Exercise instructions:
Return precisely the span of lines from the top of the material below to the line containing "grid-template-columns: minmax(300px, 525px)", both included. Pictures are excluded.

————————

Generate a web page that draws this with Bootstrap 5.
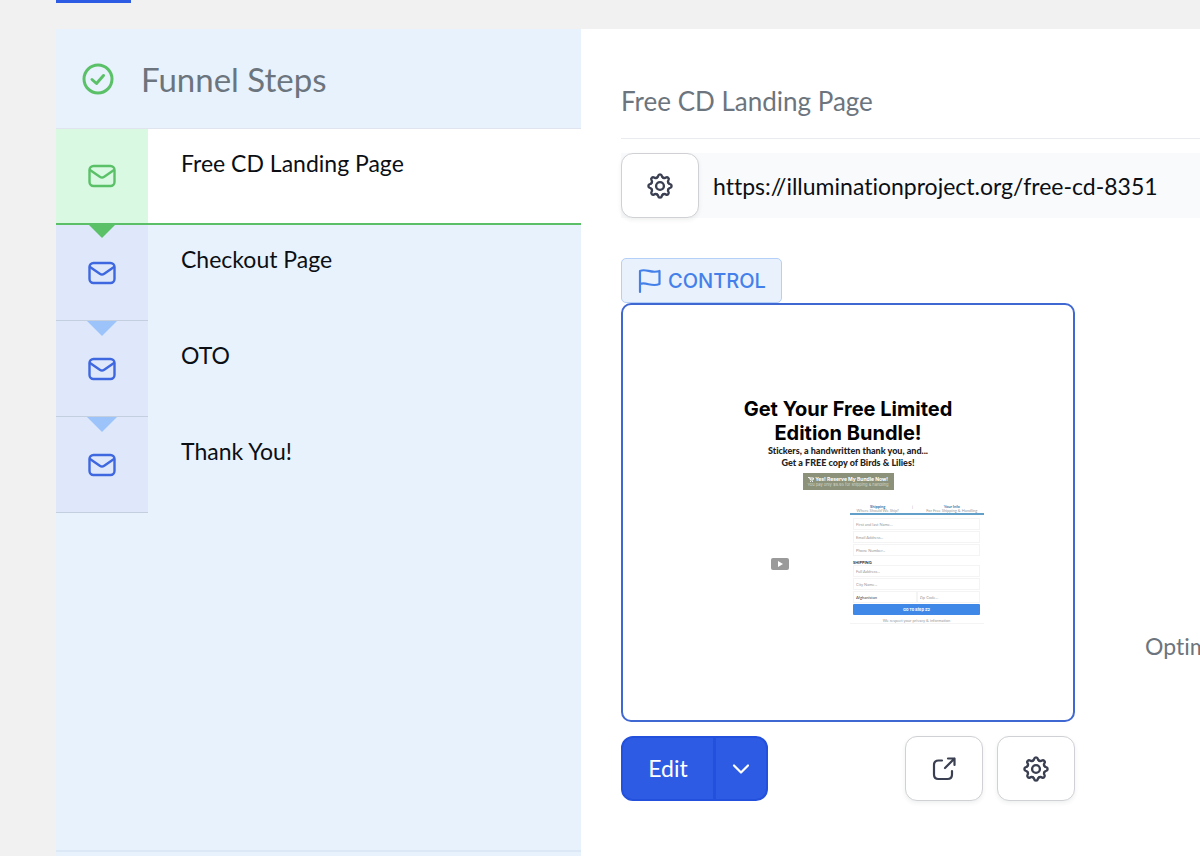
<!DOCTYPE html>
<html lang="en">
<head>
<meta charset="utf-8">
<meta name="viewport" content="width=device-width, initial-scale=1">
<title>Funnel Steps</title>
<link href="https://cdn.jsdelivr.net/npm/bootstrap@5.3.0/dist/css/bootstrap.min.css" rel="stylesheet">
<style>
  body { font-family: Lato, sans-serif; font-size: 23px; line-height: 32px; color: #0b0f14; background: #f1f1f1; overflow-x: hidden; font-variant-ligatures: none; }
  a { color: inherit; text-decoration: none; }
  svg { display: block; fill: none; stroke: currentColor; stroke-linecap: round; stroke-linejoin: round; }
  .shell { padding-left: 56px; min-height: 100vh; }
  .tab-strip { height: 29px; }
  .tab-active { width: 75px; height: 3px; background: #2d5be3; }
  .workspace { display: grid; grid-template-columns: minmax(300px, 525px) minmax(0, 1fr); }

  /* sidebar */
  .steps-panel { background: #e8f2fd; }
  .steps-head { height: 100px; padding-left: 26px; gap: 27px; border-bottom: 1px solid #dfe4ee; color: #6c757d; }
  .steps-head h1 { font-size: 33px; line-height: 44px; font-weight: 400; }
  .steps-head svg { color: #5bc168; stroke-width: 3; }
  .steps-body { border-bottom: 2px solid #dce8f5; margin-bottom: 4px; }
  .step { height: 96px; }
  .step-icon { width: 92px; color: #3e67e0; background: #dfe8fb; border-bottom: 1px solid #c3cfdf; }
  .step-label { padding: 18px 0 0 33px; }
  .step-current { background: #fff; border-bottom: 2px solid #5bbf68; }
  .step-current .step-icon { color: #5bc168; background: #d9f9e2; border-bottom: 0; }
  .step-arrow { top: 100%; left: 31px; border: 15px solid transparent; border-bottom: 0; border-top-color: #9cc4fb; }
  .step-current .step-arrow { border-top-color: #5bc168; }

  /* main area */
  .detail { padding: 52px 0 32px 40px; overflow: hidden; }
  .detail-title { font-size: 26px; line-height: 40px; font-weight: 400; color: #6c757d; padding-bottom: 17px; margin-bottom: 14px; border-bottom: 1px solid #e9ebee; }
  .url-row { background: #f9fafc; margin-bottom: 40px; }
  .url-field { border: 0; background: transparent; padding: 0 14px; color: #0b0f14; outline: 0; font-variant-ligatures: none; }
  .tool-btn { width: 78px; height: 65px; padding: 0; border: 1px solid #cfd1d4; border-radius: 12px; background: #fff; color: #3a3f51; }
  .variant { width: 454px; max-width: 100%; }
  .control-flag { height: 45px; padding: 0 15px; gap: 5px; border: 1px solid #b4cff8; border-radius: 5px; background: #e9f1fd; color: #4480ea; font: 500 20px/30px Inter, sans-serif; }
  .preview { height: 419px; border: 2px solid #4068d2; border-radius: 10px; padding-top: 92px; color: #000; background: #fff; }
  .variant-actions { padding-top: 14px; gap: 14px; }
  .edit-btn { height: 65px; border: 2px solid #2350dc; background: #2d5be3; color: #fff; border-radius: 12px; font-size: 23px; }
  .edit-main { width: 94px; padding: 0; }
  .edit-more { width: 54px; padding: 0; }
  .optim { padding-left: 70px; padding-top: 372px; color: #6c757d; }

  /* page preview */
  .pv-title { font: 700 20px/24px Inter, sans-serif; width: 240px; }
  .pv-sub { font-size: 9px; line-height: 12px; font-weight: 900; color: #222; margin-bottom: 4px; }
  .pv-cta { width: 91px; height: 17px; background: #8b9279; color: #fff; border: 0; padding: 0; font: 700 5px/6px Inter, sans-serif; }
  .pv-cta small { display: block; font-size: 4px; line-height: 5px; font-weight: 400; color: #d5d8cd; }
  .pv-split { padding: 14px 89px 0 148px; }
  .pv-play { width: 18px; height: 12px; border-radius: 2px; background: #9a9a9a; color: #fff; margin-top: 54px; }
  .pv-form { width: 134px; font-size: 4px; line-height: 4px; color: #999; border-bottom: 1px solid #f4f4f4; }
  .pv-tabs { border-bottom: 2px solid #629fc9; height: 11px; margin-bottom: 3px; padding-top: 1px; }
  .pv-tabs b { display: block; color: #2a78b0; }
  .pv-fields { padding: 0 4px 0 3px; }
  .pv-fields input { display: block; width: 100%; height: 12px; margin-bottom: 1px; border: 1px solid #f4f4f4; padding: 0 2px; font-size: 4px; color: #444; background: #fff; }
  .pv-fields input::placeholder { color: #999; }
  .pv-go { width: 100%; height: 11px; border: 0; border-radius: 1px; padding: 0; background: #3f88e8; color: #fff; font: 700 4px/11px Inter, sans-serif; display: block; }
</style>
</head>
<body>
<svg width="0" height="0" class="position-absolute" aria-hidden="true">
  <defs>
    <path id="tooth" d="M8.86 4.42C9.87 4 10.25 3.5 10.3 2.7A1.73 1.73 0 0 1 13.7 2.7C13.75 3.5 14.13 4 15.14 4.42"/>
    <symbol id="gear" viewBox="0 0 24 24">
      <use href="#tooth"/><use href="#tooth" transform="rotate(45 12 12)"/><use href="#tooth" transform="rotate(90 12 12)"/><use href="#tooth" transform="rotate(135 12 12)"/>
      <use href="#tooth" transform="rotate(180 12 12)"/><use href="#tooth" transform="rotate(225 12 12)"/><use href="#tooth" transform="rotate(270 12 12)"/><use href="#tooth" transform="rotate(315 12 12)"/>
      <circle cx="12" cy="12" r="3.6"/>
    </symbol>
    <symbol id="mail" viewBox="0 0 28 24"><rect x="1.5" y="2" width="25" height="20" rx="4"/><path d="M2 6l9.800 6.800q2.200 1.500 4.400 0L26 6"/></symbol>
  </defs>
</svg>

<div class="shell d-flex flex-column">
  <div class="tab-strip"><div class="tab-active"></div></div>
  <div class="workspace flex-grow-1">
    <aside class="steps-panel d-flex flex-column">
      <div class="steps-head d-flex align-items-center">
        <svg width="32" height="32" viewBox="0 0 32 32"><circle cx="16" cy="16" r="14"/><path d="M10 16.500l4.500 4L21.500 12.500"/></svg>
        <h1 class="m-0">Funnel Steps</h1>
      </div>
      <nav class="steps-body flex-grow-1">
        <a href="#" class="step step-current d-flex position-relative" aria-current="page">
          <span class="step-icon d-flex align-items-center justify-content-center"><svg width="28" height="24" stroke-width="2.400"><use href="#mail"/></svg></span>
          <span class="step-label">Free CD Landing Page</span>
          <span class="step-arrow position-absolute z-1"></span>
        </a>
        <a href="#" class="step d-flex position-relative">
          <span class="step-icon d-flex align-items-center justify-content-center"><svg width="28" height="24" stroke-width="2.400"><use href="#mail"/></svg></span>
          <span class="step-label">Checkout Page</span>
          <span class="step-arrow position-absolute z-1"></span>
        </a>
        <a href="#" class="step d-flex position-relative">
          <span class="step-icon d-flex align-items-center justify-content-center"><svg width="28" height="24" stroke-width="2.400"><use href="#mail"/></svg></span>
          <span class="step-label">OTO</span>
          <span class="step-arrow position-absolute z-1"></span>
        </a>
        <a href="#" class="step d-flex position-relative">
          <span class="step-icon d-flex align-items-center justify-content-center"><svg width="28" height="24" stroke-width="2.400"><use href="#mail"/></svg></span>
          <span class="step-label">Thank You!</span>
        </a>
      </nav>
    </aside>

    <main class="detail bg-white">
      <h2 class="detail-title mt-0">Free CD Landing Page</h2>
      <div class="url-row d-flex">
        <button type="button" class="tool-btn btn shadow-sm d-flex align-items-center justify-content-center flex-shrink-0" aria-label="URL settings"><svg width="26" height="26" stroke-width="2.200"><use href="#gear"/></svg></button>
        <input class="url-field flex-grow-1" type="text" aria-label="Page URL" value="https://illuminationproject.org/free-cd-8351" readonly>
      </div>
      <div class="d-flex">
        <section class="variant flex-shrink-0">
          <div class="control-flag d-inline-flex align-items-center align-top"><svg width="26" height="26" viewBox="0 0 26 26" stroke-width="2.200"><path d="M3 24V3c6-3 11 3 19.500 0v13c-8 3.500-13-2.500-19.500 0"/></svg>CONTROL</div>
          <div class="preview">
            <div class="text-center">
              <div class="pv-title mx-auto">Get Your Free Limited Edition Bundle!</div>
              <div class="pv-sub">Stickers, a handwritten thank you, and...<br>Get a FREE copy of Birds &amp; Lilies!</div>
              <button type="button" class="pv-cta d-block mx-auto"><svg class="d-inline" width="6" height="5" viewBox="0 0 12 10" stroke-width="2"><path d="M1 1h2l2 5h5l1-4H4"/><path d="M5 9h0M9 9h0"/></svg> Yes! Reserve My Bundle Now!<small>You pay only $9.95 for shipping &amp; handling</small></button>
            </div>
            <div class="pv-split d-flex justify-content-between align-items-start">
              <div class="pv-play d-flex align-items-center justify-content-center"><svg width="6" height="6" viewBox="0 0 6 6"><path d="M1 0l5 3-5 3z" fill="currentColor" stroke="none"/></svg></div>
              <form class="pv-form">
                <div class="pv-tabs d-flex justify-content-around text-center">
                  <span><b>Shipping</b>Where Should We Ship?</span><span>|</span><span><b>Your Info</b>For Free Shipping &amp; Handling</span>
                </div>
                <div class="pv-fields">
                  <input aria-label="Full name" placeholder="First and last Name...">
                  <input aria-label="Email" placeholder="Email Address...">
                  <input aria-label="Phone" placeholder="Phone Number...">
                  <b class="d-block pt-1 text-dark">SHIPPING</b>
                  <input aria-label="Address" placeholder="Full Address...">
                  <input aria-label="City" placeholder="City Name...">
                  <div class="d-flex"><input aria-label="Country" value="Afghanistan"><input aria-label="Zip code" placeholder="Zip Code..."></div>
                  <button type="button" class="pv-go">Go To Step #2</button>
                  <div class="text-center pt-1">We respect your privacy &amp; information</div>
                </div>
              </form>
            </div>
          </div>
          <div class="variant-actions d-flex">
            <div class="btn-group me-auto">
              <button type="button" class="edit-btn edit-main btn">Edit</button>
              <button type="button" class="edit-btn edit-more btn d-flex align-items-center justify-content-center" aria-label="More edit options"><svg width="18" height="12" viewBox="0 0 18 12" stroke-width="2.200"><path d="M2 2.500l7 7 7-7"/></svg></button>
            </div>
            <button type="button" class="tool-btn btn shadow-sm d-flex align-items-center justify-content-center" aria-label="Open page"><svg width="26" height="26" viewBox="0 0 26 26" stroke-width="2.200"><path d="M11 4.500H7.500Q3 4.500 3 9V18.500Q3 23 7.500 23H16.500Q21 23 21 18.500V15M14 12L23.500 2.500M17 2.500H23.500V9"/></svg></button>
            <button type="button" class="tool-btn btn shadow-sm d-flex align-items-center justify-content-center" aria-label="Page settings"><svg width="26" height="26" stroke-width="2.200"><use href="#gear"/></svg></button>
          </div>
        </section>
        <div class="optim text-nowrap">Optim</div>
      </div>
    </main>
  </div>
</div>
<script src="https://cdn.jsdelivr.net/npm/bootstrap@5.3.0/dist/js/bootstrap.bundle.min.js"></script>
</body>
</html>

————————

Reply to the task:
Generate a web page that draws this with Bootstrap 5.
<!DOCTYPE html>
<html lang="en">
<head>
<meta charset="utf-8">
<meta name="viewport" content="width=device-width, initial-scale=1">
<title>Funnel Steps</title>
<link href="https://cdn.jsdelivr.net/npm/bootstrap@5.3.0/dist/css/bootstrap.min.css" rel="stylesheet">
<style>
  body { font-family: Lato, sans-serif; font-size: 23px; line-height: 32px; color: #0b0f14; background: #f1f1f1; overflow-x: hidden; font-variant-ligatures: none; }
  a { color: inherit; text-decoration: none; }
  svg { display: block; fill: none; stroke: currentColor; stroke-linecap: round; stroke-linejoin: round; }
  .shell { padding-left: 56px; min-height: 100vh; }
  .tab-strip { height: 29px; }
  .tab-active { width: 75px; height: 3px; background: #2d5be3; }
  .workspace { display: grid; grid-template-columns: minmax(300px, 525px) minmax(0, 1fr); }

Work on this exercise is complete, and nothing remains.